## Instruction:
Transcribe the whole listing without a single picture.

## Data segment:
::::::::

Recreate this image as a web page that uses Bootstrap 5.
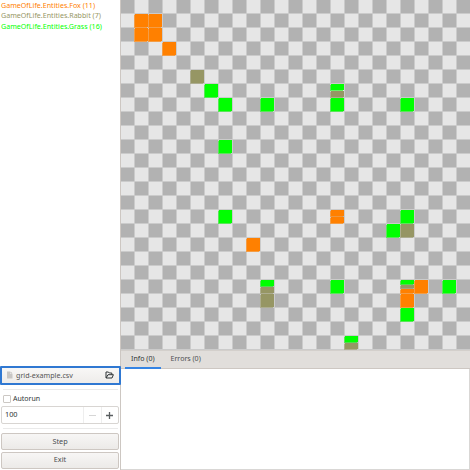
<!DOCTYPE html>
<html lang="en">
<head>
<meta charset="utf-8">
<title>Game of Life</title>
<link href="https://cdn.jsdelivr.net/npm/bootstrap@5.3.0/dist/css/bootstrap.min.css" rel="stylesheet">
<style>
body{width:470px;height:470px;font:7px/10px "Noto Sans","Open Sans",sans-serif;color:#2e3436;background:#fff}
.side{width:120px}
.legend{font-size:7.12px;line-height:10.4px;padding:0 0 0 1px;white-space:nowrap}
.fox-text{color:#ff8000}.rabbit-text{color:#969664}.grass-text{color:#0f0}
.main-pane{width:350px;border-left:1px solid #cdc7c2}
.board{height:350px;background:#cbcbcb;display:grid;grid-template:repeat(25,13px)/repeat(25,13px);gap:1px;overflow:hidden}
.cell{background:#e6e6e6;display:flex;flex-direction:column;gap:1px;position:relative}
.cell.dark{background:#b2b2b2}
.unit{flex:1 1 0;position:relative}
.fox{background:#ff8000;box-shadow:-1px 1px #ff9020c8}
.rabbit{background:#969664;box-shadow:-1px 1px #96966490}
.grass{background:#0f0;box-shadow:-1px 1px #00ff0090}
.tabs-bar{height:19px;background:#e1dedb;border-top:1px solid #d3cfcb;border-bottom:1px solid #cdc7c2;padding-left:4px}
.tab{border:0;border-bottom:2px solid transparent;background:none;height:18px;padding:0 6px 1px;font-size:7.05px;line-height:15px;color:#4d5052;white-space:nowrap}
.tab.active{border-bottom-color:#3584e4;color:#2e3436;position:relative}
.log{border-right:1px solid #d9d7d5;border-bottom:1px solid #d9d7d5}
.file-btn{height:19px;border:2px solid #2f78d2;border-radius:1px;background:linear-gradient(#f8f7f6,#eeecea);padding:0 5px 1px 4px;font-size:7.15px;color:#555;width:121px;position:relative}
.file-name{padding-left:3px}
.rule{height:1px;background:#eaeaea;margin:4px 2px 0 3px}
.rule.low{margin-bottom:4px}
.auto-row{height:16px;padding:1px 0 0 3px;gap:2px}
.check-box{width:8px;height:8px;border:1px solid #ccc8c4;border-radius:1px;background:#fff}
.spin{height:18px;border:1px solid #d8d5d2;border-radius:2px;margin:0 1px;font-size:7.3px}
.spin .amount{padding:0 0 2px 3px}
.spin .part{width:17.5px;border-left:1px solid #eee;height:100%}
.push{height:17px;border:1px solid #cdc7c2;border-radius:2px;background:linear-gradient(#f7f6f5,#eceae8);font-size:7.3px;line-height:14px;padding:0 0 1px;margin:0 1px;color:#4a4e50}
.push.last{margin-top:2px;margin-bottom:1px;line-height:13px;padding-bottom:2px}
</style>
</head>
<body class="d-flex overflow-hidden m-0">
<aside class="side d-flex flex-column flex-shrink-0">
  <div class="legend flex-grow-1">
    <div class="fox-text">GameOfLife.Entities.Fox (11)</div>
    <div class="rabbit-text">GameOfLife.Entities.Rabbit (7)</div>
    <div class="grass-text">GameOfLife.Entities.Grass (16)</div>
  </div>
  <div class="file-btn d-flex align-items-center flex-shrink-0">
    <svg width="7" height="8" viewBox="0 0 7 8"><path d="M1 .5h3v2.6h2.5V7.5H1z" fill="#c8c6c4"/><path d="M4.5.5l2 2h-2z" fill="#b5b3b1"/></svg>
    <span class="file-name flex-grow-1">grid-example.csv</span>
    <svg width="9" height="8" viewBox="0 0 9 8" fill="none" stroke="#2e3436"><path d="M1 6.9V1h2.4l.9 1H6.8v1.6M1.1 7l1.9-3.3h5.4L7 7z" stroke-linejoin="round"/></svg>
  </div>
  <div class="rule"></div>
  <label class="auto-row d-flex align-items-center"><span class="check-box"></span><span>Autorun</span></label>
  <div class="spin d-flex align-items-center">
    <span class="amount flex-grow-1">100</span>
    <span class="part d-flex align-items-center justify-content-center"><svg width="7" height="8"><path d="M0 4.5h7" stroke="#d6d6d6"/></svg></span>
    <span class="part d-flex align-items-center justify-content-center"><svg width="7" height="8"><path d="M0 4.5h7M3.5 1v7" stroke="#5a5e60" stroke-width="1.3"/></svg></span>
  </div>
  <div class="rule low"></div>
  <button class="push">Step</button>
  <button class="push last">Exit</button>
</aside>
<main class="main-pane d-flex flex-column flex-shrink-0">
  <div class="board flex-shrink-0" id="board"></div>
  <div class="tabs-bar d-flex flex-shrink-0">
    <button class="tab active">Info (0)</button>
    <button class="tab ms-1">Errors (0)</button>
  </div>
  <div class="log flex-grow-1"></div>
</main>
<script src="https://cdn.jsdelivr.net/npm/bootstrap@5.3.0/dist/js/bootstrap.bundle.min.js"></script>
<script>
const names={f:'fox',r:'rabbit',g:'grass'};
const units={'1,1':'f','2,1':'f','1,2':'f','2,2':'f','3,3':'f','5,5':'r','6,6':'g','15,6':'gr','7,7':'g','10,7':'g','15,7':'g','20,7':'g','7,10':'g','7,15':'g','15,15':'ff','20,15':'g','19,16':'g','20,16':'r','9,17':'f','10,20':'gr','15,20':'g','20,20':'grf','21,20':'f','23,20':'g','10,21':'r','20,21':'f','20,22':'g','16,24':'gr'};
const board=document.getElementById('board');
for(let y=0;y<25;y++)for(let x=0;x<25;x++){
  const c=document.createElement('div');
  c.className='cell'+((x+y)%2?'':' dark');
  for(const k of units[x+','+y]||''){const u=document.createElement('div');u.className='unit '+names[k];c.append(u);}
  board.append(c);
}
</script>
</body>
</html>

::::::::

## Solution to the exercise:
Recreate this image as a web page that uses Bootstrap 5.
<!DOCTYPE html>
<html lang="en">
<head>
<meta charset="utf-8">
<title>Game of Life</title>
<link href="https://cdn.jsdelivr.net/npm/bootstrap@5.3.0/dist/css/bootstrap.min.css" rel="stylesheet">
<style>
body{width:470px;height:470px;font:7px/10px "Noto Sans","Open Sans",sans-serif;color:#2e3436;background:#fff}
.side{width:120px}
.legend{font-size:7.12px;line-height:10.4px;padding:0 0 0 1px;white-space:nowrap}
.fox-text{color:#ff8000}.rabbit-text{color:#969664}.grass-text{color:#0f0}
.main-pane{width:350px;border-left:1px solid #cdc7c2}
.board{height:350px;background:#cbcbcb;display:grid;grid-template:repeat(25,13px)/repeat(25,13px);gap:1px;overflow:hidden}
.cell{background:#e6e6e6;display:flex;flex-direction:column;gap:1px;position:relative}
.cell.dark{background:#b2b2b2}
.unit{flex:1 1 0;position:relative}
.fox{background:#ff8000;box-shadow:-1px 1px #ff9020c8}
.rabbit{background:#969664;box-shadow:-1px 1px #96966490}
.grass{background:#0f0;box-shadow:-1px 1px #00ff0090}
.tabs-bar{height:19px;background:#e1dedb;border-top:1px solid #d3cfcb;border-bottom:1px solid #cdc7c2;padding-left:4px}
.tab{border:0;border-bottom:2px solid transparent;background:none;height:18px;padding:0 6px 1px;font-size:7.05px;line-height:15px;color:#4d5052;white-space:nowrap}
.tab.active{border-bottom-color:#3584e4;color:#2e3436;position:relative}
.log{border-right:1px solid #d9d7d5;border-bottom:1px solid #d9d7d5}
.file-btn{height:19px;border:2px solid #2f78d2;border-radius:1px;background:linear-gradient(#f8f7f6,#eeecea);padding:0 5px 1px 4px;font-size:7.15px;color:#555;width:121px;position:relative}
.file-name{padding-left:3px}
.rule{height:1px;background:#eaeaea;margin:4px 2px 0 3px}
.rule.low{margin-bottom:4px}
.auto-row{height:16px;padding:1px 0 0 3px;gap:2px}
.check-box{width:8px;height:8px;border:1px solid #ccc8c4;border-radius:1px;background:#fff}
.spin{height:18px;border:1px solid #d8d5d2;border-radius:2px;margin:0 1px;font-size:7.3px}
.spin .amount{padding:0 0 2px 3px}
.spin .part{width:17.5px;border-left:1px solid #eee;height:100%}
.push{height:17px;border:1px solid #cdc7c2;border-radius:2px;background:linear-gradient(#f7f6f5,#eceae8);font-size:7.3px;line-height:14px;padding:0 0 1px;margin:0 1px;color:#4a4e50}
.push.last{margin-top:2px;margin-bottom:1px;line-height:13px;padding-bottom:2px}
</style>
</head>
<body class="d-flex overflow-hidden m-0">
<aside class="side d-flex flex-column flex-shrink-0">
  <div class="legend flex-grow-1">
    <div class="fox-text">GameOfLife.Entities.Fox (11)</div>
    <div class="rabbit-text">GameOfLife.Entities.Rabbit (7)</div>
    <div class="grass-text">GameOfLife.Entities.Grass (16)</div>
  </div>
  <div class="file-btn d-flex align-items-center flex-shrink-0">
    <svg width="7" height="8" viewBox="0 0 7 8"><path d="M1 .5h3v2.6h2.5V7.5H1z" fill="#c8c6c4"/><path d="M4.5.5l2 2h-2z" fill="#b5b3b1"/></svg>
    <span class="file-name flex-grow-1">grid-example.csv</span>
    <svg width="9" height="8" viewBox="0 0 9 8" fill="none" stroke="#2e3436"><path d="M1 6.9V1h2.4l.9 1H6.8v1.6M1.1 7l1.9-3.3h5.4L7 7z" stroke-linejoin="round"/></svg>
  </div>
  <div class="rule"></div>
  <label class="auto-row d-flex align-items-center"><span class="check-box"></span><span>Autorun</span></label>
  <div class="spin d-flex align-items-center">
    <span class="amount flex-grow-1">100</span>
    <span class="part d-flex align-items-center justify-content-center"><svg width="7" height="8"><path d="M0 4.5h7" stroke="#d6d6d6"/></svg></span>
    <span class="part d-flex align-items-center justify-content-center"><svg width="7" height="8"><path d="M0 4.5h7M3.5 1v7" stroke="#5a5e60" stroke-width="1.3"/></svg></span>
  </div>
  <div class="rule low"></div>
  <button class="push">Step</button>
  <button class="push last">Exit</button>
</aside>
<main class="main-pane d-flex flex-column flex-shrink-0">
  <div class="board flex-shrink-0" id="board"></div>
  <div class="tabs-bar d-flex flex-shrink-0">
    <button class="tab active">Info (0)</button>
    <button class="tab ms-1">Errors (0)</button>
  </div>
  <div class="log flex-grow-1"></div>
</main>
<script src="https://cdn.jsdelivr.net/npm/bootstrap@5.3.0/dist/js/bootstrap.bundle.min.js"></script>
<script>
const names={f:'fox',r:'rabbit',g:'grass'};
const units={'1,1':'f','2,1':'f','1,2':'f','2,2':'f','3,3':'f','5,5':'r','6,6':'g','15,6':'gr','7,7':'g','10,7':'g','15,7':'g','20,7':'g','7,10':'g','7,15':'g','15,15':'ff','20,15':'g','19,16':'g','20,16':'r','9,17':'f','10,20':'gr','15,20':'g','20,20':'grf','21,20':'f','23,20':'g','10,21':'r','20,21':'f','20,22':'g','16,24':'gr'};
const board=document.getElementById('board');
for(let y=0;y<25;y++)for(let x=0;x<25;x++){
  const c=document.createElement('div');
  c.className='cell'+((x+y)%2?'':' dark');
  for(const k of units[x+','+y]||''){const u=document.createElement('div');u.className='unit '+names[k];c.append(u);}
  board.append(c);
}
</script>
</body>
</html>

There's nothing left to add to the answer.